Step 3: Embedding Generation Pipeline

With normalized geometries and standardized feature vectors, the embedding pipeline maps spatial descriptors into a dense latent space. Modern Spatial Embedding Models typically employ contrastive learning objectives (e.g., InfoNCE loss) to cluster spatially proximate or topologically similar geometries while pushing dissimilar regions apart.

When processing complex administrative boundaries or multi-polygon features, sequence length constraints become critical. Implementing Context Window Optimization for Maps ensures that high-vertex geometries are downsampled or hierarchically encoded without losing critical spatial semantics.

The following PyTorch module demonstrates a production-ready embedding forward pass, incorporating a linear projection head, layer normalization, and output normalization for vector database compatibility.

import torch
import torch.nn as nn
import numpy as np

class SpatialEmbeddingModel(nn.Module):
    def __init__(self, input_dim: int, hidden_dim: int, embedding_dim: int = 256):
        super().__init__()
        self.encoder = nn.Sequential(
            nn.Linear(input_dim, hidden_dim),
            nn.LayerNorm(hidden_dim),
            nn.GELU(),
            nn.Dropout(0.1),
            nn.Linear(hidden_dim, hidden_dim),
            nn.LayerNorm(hidden_dim),
            nn.GELU(),
            nn.Linear(hidden_dim, embedding_dim)
        )
        self.output_norm = nn.LayerNorm(embedding_dim)

    def forward(self, x: torch.Tensor) -> torch.Tensor:
        """
        Forward pass returning normalized embeddings suitable for vector similarity search.
        LayerNorm is applied but note: for strict L2-unit-norm vectors use
        F.normalize(embeddings, p=2, dim=-1) instead of LayerNorm.
        """
        embeddings = self.encoder(x)
        return self.output_norm(embeddings)


def generate_embeddings(
    features: np.ndarray,
    model: nn.Module,
    device: str = "cpu",
    batch_size: int = 1024
) -> np.ndarray:
    model.eval()
    all_embeddings = []
    with torch.no_grad():
        for i in range(0, len(features), batch_size):
            batch = torch.tensor(features[i:i+batch_size], dtype=torch.float32, device=device)
            emb = model(batch)
            all_embeddings.append(emb.cpu().numpy())
    return np.vstack(all_embeddings)

This architecture produces embeddings suitable for efficient nearest-neighbor retrieval via FAISS or Milvus. The deterministic pipeline ensures that spatial queries remain reproducible across deployment environments.
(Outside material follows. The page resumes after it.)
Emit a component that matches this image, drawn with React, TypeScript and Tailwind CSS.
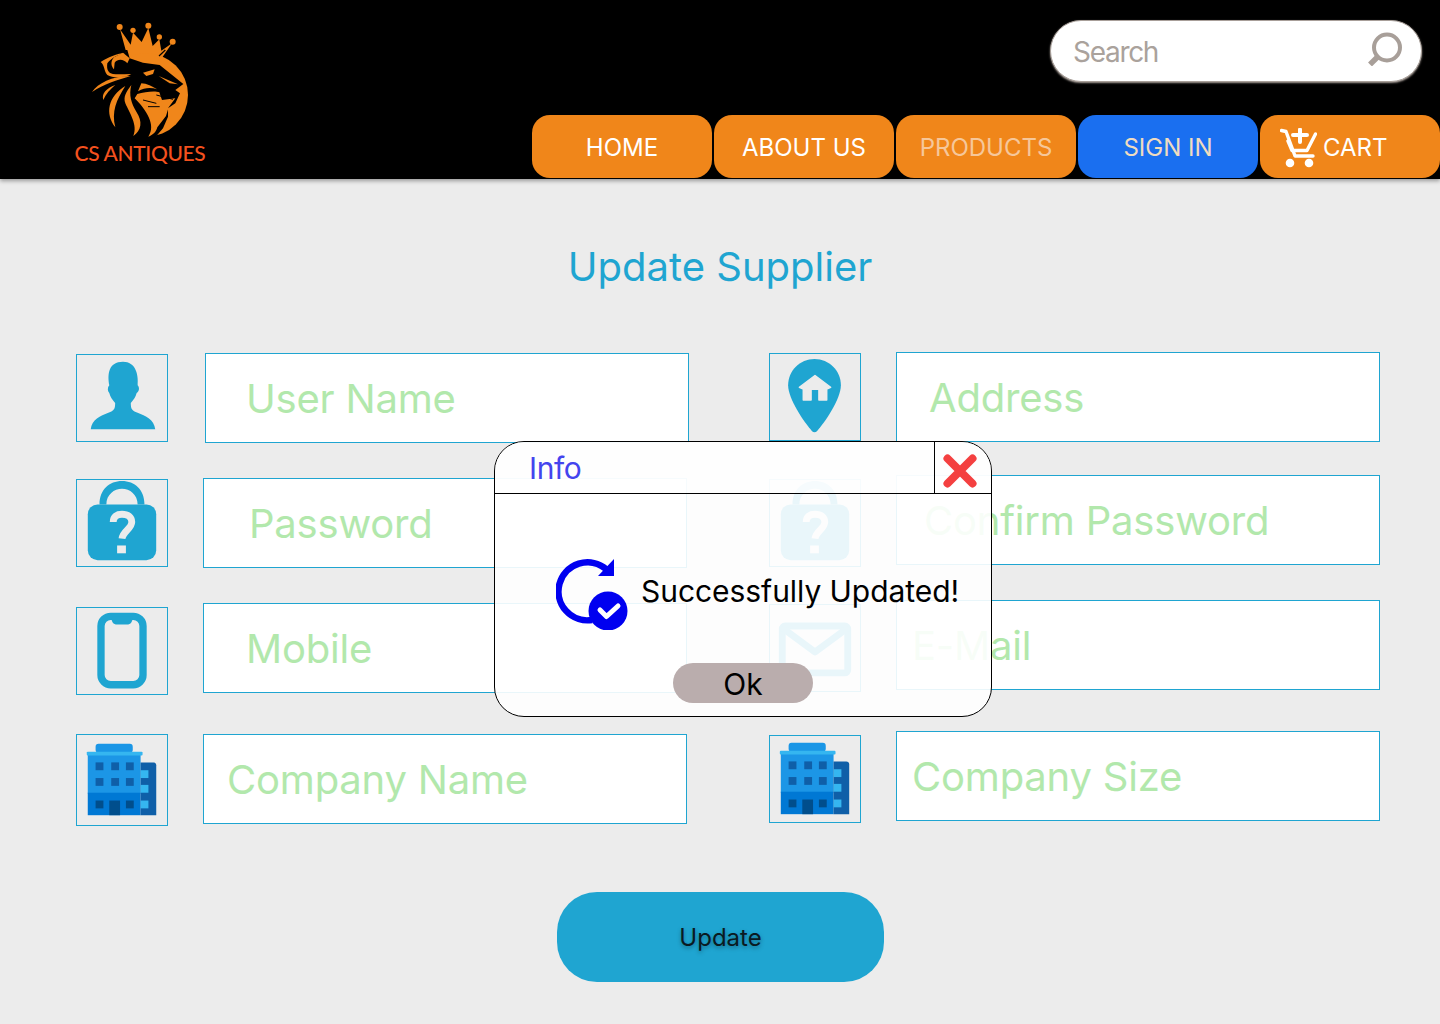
import React from "react";

function Logo() {
  return (
    <svg viewBox="0 0 480 396" className="w-[160px] h-[132px]">
      <g fill="#f0861a">
        {/* crown */}
        <circle cx="179" cy="51" r="9" />
        <circle cx="219" cy="61" r="8" />
        <circle cx="265" cy="47" r="9" />
        <circle cx="298" cy="81" r="8" />
        <circle cx="338" cy="95" r="9" />
        <path d="M180 58 L212 104 L219 68 L245 96 L265 54 L278 108 L298 88 L304 122 L336 100 L304 146 L204 146 Z" />
        <circle cx="259" cy="255" r="125" />
      </g>
      <g transform="translate(84 120)">
        {/* head silhouette, same black as the header */}
        <path fill="#000" d="M118 0 L125 25 L165 38 L215 45 L286 102 L262 120 L276 130 L262 160 L240 175 L240 200 L225 235 L200 264 L-10 270 L-10 0 Z" />
        <path d="M213 18 L232 0" stroke="#000" strokeWidth="3.500" fill="none" />
        <g fill="#f0861a">
          {/* ear */}
          <path d="M38 36 C60 22 85 10 115 8 C95 12 70 22 58 40 C55 60 62 70 75 72 C90 74 110 72 130 72 C110 84 75 85 58 75 C48 65 50 45 38 36 Z" />
          <path d="M105 8 L125 25 L118 40 C108 28 90 25 80 38 L78 58 C70 50 66 35 78 22 Z" />
          {/* mane strands */}
          <path d="M12 126 C30 100 70 78 128 78 C90 90 50 100 12 126 Z" />
          <path d="M46 150 C40 130 55 115 82 105 C65 120 55 130 46 150 Z" />
          <path d="M82 232 C50 190 60 140 112 108 C85 150 70 185 82 232 Z" />
          <path d="M136 258 C150 225 125 190 112 160 C105 140 115 125 130 105 C122 135 130 160 145 185 C165 215 160 240 136 258 Z" />
          {/* face */}
          <path d="M165 68 L200 58 L195 72 L175 78 Z" />
          <path d="M212 78 L270 103 L245 100 Z" />
          <path d="M160 100 C175 100 195 110 207 118 C190 112 170 112 150 124 Z" />
          <path d="M148 132 C170 126 200 122 214 127 L222 150 L262 145 L242 172 L234 198 L208 232 C205 245 195 255 181 260 C205 225 175 180 140 145 Z" />
        </g>
        <path d="M165 150 L205 160 M180 170 L215 170 M205 135 L255 148" stroke="#000" strokeWidth="3" fill="none" />
      </g>
    </svg>
  );
}

function SearchIcon() {
  return (
    <svg viewBox="0 0 36 36" className="w-[36px] h-[36px] -mt-[6px]" fill="none" stroke="#a89f99">
      <circle cx="20" cy="17.500" r="13" strokeWidth="4" />
      <path d="M10.500 27 L3 34.500" strokeWidth="5.500" />
    </svg>
  );
}

function CartIcon() {
  return (
    <svg viewBox="0 0 37 40" className="w-[37px] h-[40px]" fill="none" stroke="#fff" strokeWidth="3.400" strokeLinecap="round" strokeLinejoin="round">
      <path d="M1.500 2.500 L6 3.500 L15 28 L33 28" />
      <path d="M8 13 L12 22.500 L27 22.500 L35.500 6" />
      <path d="M20 1.500 L20 14 M13 7 L27 7" strokeWidth="4" />
      <circle cx="10" cy="35" r="2.600" fill="#fff" />
      <circle cx="29" cy="35" r="2.600" fill="#fff" />
    </svg>
  );
}

function NavButton({ children, className }: { children: React.ReactNode; className: string }) {
  return (
    <a className={`w-[180px] h-[63px] rounded-[18px] flex items-center justify-center pt-[2px] text-[24px] ${className}`}>
      {children}
    </a>
  );
}

function UserIcon() {
  return (
    <svg viewBox="0 0 92 88" className="w-full h-full" fill="#1fa5d1">
      <path d="M14 76 C15 66 24 62 32 59 C38 57 39 55 39 49 C36 46 34 43 33 39 C31 37 31 33 33 31 C31 20 32 7 47 7 C60 7 63 20 62 31 C64 33 64 37 61 39 C60 43 58 46 55 49 C55 55 56 57 62 59 C70 62 79 66 80 76 Z" />
    </svg>
  );
}

function LockIcon() {
  return (
    <svg viewBox="0 0 92 88" className="w-full h-full" fill="#1fa5d1">
      <path d="M23 25 C23 10 33 1 46 1 C59 1 69 10 69 25 L62 25 C62 15 54 9 46 9 C38 9 30 15 30 25 Z" />
      <rect x="11" y="25" width="70" height="57" rx="10" />
      <path d="M37 43 C37 37 41 35 46 35 C52 35 56 38 56 43 C56 50 47 52 46 60" fill="none" stroke="#ececec" strokeWidth="7" />
      <rect x="41" y="67" width="9" height="8" fill="#ececec" />
    </svg>
  );
}

function PhoneIcon() {
  return (
    <svg viewBox="0 0 92 88" className="w-full h-full">
      <rect x="24.500" y="8.500" width="43" height="70" rx="10" fill="none" stroke="#1fa5d1" strokeWidth="7.500" />
      <path d="M35 9 H57 C57 14 55 17 51 17 H41 C37 17 35 14 35 9 Z" fill="#1fa5d1" />
    </svg>
  );
}

function BuildingIcon({ viewBox }: { viewBox: string }) {
  return (
    <svg viewBox={viewBox} className="w-full h-full">
      <rect x="19" y="9" width="38" height="9" rx="3" fill="#1a96e6" />
      <rect x="11" y="20" width="54" height="40" fill="#1c96e6" />
      <rect x="11" y="59" width="54" height="23" fill="#0078d4" />
      <rect x="10" y="17" width="57" height="4" rx="1" fill="#35b6f0" />
      <path d="M65 28 H78 C80 28 81 29 81 31 V82 H65 Z" fill="#0f5fa8" />
      <g fill="#35b6f0">
        <rect x="65" y="36" width="8" height="8" />
        <rect x="65" y="51" width="8" height="8" />
        <rect x="65" y="67" width="8" height="8" />
      </g>
      <g fill="#0f5fa8">
        <rect x="19" y="28" width="8" height="8" />
        <rect x="35" y="28" width="8" height="8" />
        <rect x="50" y="28" width="8" height="8" />
        <rect x="19" y="44" width="8" height="8" />
        <rect x="35" y="44" width="8" height="8" />
        <rect x="50" y="44" width="8" height="8" />
      </g>
      <g fill="#004e8c">
        <rect x="19" y="67" width="8" height="8" />
        <rect x="33" y="67" width="11" height="15" />
        <rect x="50" y="67" width="8" height="8" />
      </g>
    </svg>
  );
}

function PinIcon() {
  return (
    <svg viewBox="0 0 92 88" className="w-full h-full">
      <path d="M45.500 5 C60.500 5 72.500 17 72.500 32 C72.500 46 56 70 48 79 C46.500 80.500 44.500 80.500 43 79 C35 70 18.500 46 18.500 32 C18.500 17 30.500 5 45.500 5 Z" fill="#1fa5d1" />
      <path d="M46 22 L62 34 L58 36 V47 H50 V36 H42 V47 H34 V36 L30 34 Z" fill="#ececec" strokeLinejoin="round" stroke="#ececec" strokeWidth="1.500" />
    </svg>
  );
}

function MailIcon() {
  return (
    <svg viewBox="0 0 92 88" className="w-full h-full" fill="none" stroke="#1fa5d1" strokeWidth="7" strokeLinejoin="round">
      <rect x="12.500" y="21.500" width="67" height="48" rx="3" />
      <path d="M12 23 L46 48 L80 23" />
    </svg>
  );
}

function SuccessIcon() {
  return (
    <svg viewBox="0 0 72 72" className="w-[72px] h-[72px] shrink-0">
      <path d="M50 11 A 29 29 0 1 0 36 62" fill="none" stroke="#0000f0" strokeWidth="6.500" />
      <path d="M58 1 V18 H42 Z" fill="#0000f0" />
      <circle cx="52" cy="53" r="19.500" fill="#0000f0" />
      <path d="M44 52 L50.500 58.500 L62 48" fill="none" stroke="#fff" strokeWidth="5" strokeLinecap="round" strokeLinejoin="round" />
    </svg>
  );
}

function Field({
  placeholder,
  icon,
  rowClass,
  iconClass,
  inputClass,
}: {
  placeholder: string;
  icon: React.ReactNode;
  rowClass: string;
  iconClass: string;
  inputClass: string;
}) {
  return (
    <div className={`flex items-start ${rowClass}`}>
      <div className={`w-[92px] shrink-0 border border-[#1fa5d1] ${iconClass}`}>{icon}</div>
      <input
        placeholder={placeholder}
        className={`w-[484px] h-[90px] bg-white border border-[#1fa5d1] text-[40px] tracking-[-0.2px] outline-none placeholder:text-[#b2e8ac] ${inputClass}`}
      />
    </div>
  );
}

export default function App() {
  return (
    <div className="relative h-[1024px] overflow-hidden bg-[#ececec] font-['Inter',sans-serif]">
      <header className="relative z-10 h-[179px] bg-black flex justify-between shadow-[0_2px_4px_rgba(0,0,0,0.35)]">
        <div className="ml-[60px] mt-[10px] w-[160px] flex flex-col items-center">
          <Logo />
          <span className="text-[21px] leading-[22px] tracking-[-0.35px] font-medium text-[#f4511e] font-['Lato',sans-serif]">CS ANTIQUES</span>
        </div>
        <div className="flex flex-col items-end">
          <div className="mt-[20px] mr-[18px] w-[372px] h-[62px] bg-white rounded-full border border-[#a89f99] shadow-[0_1px_2px_#a89f99] flex items-center justify-between pl-[22px] pr-[18px]">
            <span className="text-[28px] tracking-[-1.3px] text-[#aaa29c] pt-[1px]">Search</span>
            <SearchIcon />
          </div>
          <nav className="mt-[33px] flex gap-[2px]">
            <NavButton className="bg-[#f0861a] text-white">HOME</NavButton>
            <NavButton className="bg-[#f0861a] text-white">ABOUT US</NavButton>
            <NavButton className="bg-[#f0861a] text-[#f6c79a]">PRODUCTS</NavButton>
            <NavButton className="bg-[#1a6ff0] text-[#f0dcc0]">SIGN IN</NavButton>
            <NavButton className="bg-[#f0861a] text-white gap-[6px] !justify-start pl-[20px]">
              <CartIcon />
              CART
            </NavButton>
          </nav>
        </div>
      </header>

      <main className="flex flex-col">
        <h1 className="mt-[64px] h-[48px] text-center text-[40px] leading-[48px] text-[#1fa5d1]">Update Supplier</h1>
        <div className="flex pl-[76px]">
          <div className="w-[693px] mt-[62px] flex flex-col">
            <Field placeholder="User Name" icon={<UserIcon />} rowClass="" iconClass="mt-px h-[88px]" inputClass="ml-[37px] pl-[40px]" />
            <Field placeholder="Password" icon={<LockIcon />} rowClass="mt-[35px]" iconClass="mt-px h-[88px]" inputClass="ml-[35px] pl-[45px]" />
            <Field placeholder="Mobile" icon={<PhoneIcon />} rowClass="mt-[35px]" iconClass="mt-[4px] h-[88px]" inputClass="ml-[35px] pl-[42px]" />
            <Field placeholder="Company Name" icon={<BuildingIcon viewBox="0 0 92 92" />} rowClass="mt-[39px]" iconClass="h-[92px]" inputClass="ml-[35px] pl-[23px]" />
          </div>
          <div className="mt-[61px] flex flex-col">
            <Field placeholder="Address" icon={<PinIcon />} rowClass="" iconClass="mt-px h-[88px]" inputClass="ml-[35px] pl-[32px]" />
            <Field placeholder="Confirm Password" icon={<LockIcon />} rowClass="mt-[33px]" iconClass="mt-[4px] h-[88px]" inputClass="ml-[35px] pl-[27px]" />
            <Field placeholder="E-Mail" icon={<MailIcon />} rowClass="mt-[33px]" iconClass="mt-[4px] h-[88px]" inputClass="ml-[35px] pl-[15px]" />
            <Field placeholder="Company Size" icon={<BuildingIcon viewBox="0 2 92 88" />} rowClass="mt-[39px]" iconClass="mt-[4px] h-[88px]" inputClass="ml-[35px] pl-[15px]" />
          </div>
        </div>
        <button className="mt-[66px] ml-[557px] w-[327px] h-[90px] rounded-[40px] bg-[#1fa5d1] pt-[2px] text-[24px] text-[#0a1a22] [text-shadow:0_2px_4px_rgba(0,0,0,0.35)]">
          Update
        </button>
      </main>

      {/* modal */}
      <div className="absolute z-20 left-[494px] top-[441px] w-[498px] h-[276px] rounded-[30px] border border-black bg-white/90 overflow-hidden">
        <div className="h-[52px] flex justify-between border-b border-black bg-white/60">
          <span className="ml-[34px] mt-[6px] text-[30px] leading-[40px] tracking-[-0.4px] text-[#4444ee]">Info</span>
          <div className="w-[57px] border-l border-black pl-[8px] pt-[12px]">
            <svg viewBox="0 0 34 34" className="w-[34px] h-[34px]" fill="none" stroke="#f44040" strokeWidth="8" strokeLinecap="round">
              <path d="M4.500 4.500 L29.500 29.500 M29.500 4.500 L4.500 29.500" />
            </svg>
          </div>
        </div>
        <div className="flex items-center ml-[61px] mt-[64px]">
          <SuccessIcon />
          <span className="ml-[13px] text-[30px] leading-[40px] tracking-[-0.05px] text-black whitespace-nowrap -mt-[6px]">Successfully Updated!</span>
        </div>
        <button className="block mt-[33px] ml-[178px] w-[140px] h-[40px] rounded-full bg-[#baadad] pt-[1px] text-[30px] leading-[38px] text-black">Ok</button>
      </div>
    </div>
  );
}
Step 4: Validation, Benchmarking, and Production Routing

Deploying Spatial Embedding Models requires rigorous validation beyond standard NLP metrics. Spatial recall, topological consistency, and projection-aware distance preservation must be measured against ground-truth GIS operations. Teams should implement automated evaluation suites that compare embedding similarity against traditional spatial predicates (ST_Intersects, ST_DWithin, ST_Contains) to detect drift or hallucination.

Systematic evaluation is covered in Benchmarking Spatial Embedding Models for Vector GIS, which outlines standardized test suites for vector similarity, spatial join accuracy, and multi-scale generalization.

In production, embedding confidence scores should dictate query routing. When cosine similarity falls below a calibrated threshold, or when topological constraints cannot be satisfied by vector search alone, the system must trigger deterministic fallback routing. This hybrid approach combines fast approximate nearest-neighbor (ANN) retrieval with exact spatial indexing (R-tree, Quadtree) to guarantee correctness for critical infrastructure, zoning, and compliance queries. By tightly coupling learned representations with OGC-compliant spatial operations, platform teams can scale geospatial AI without sacrificing metric integrity or operational reliability.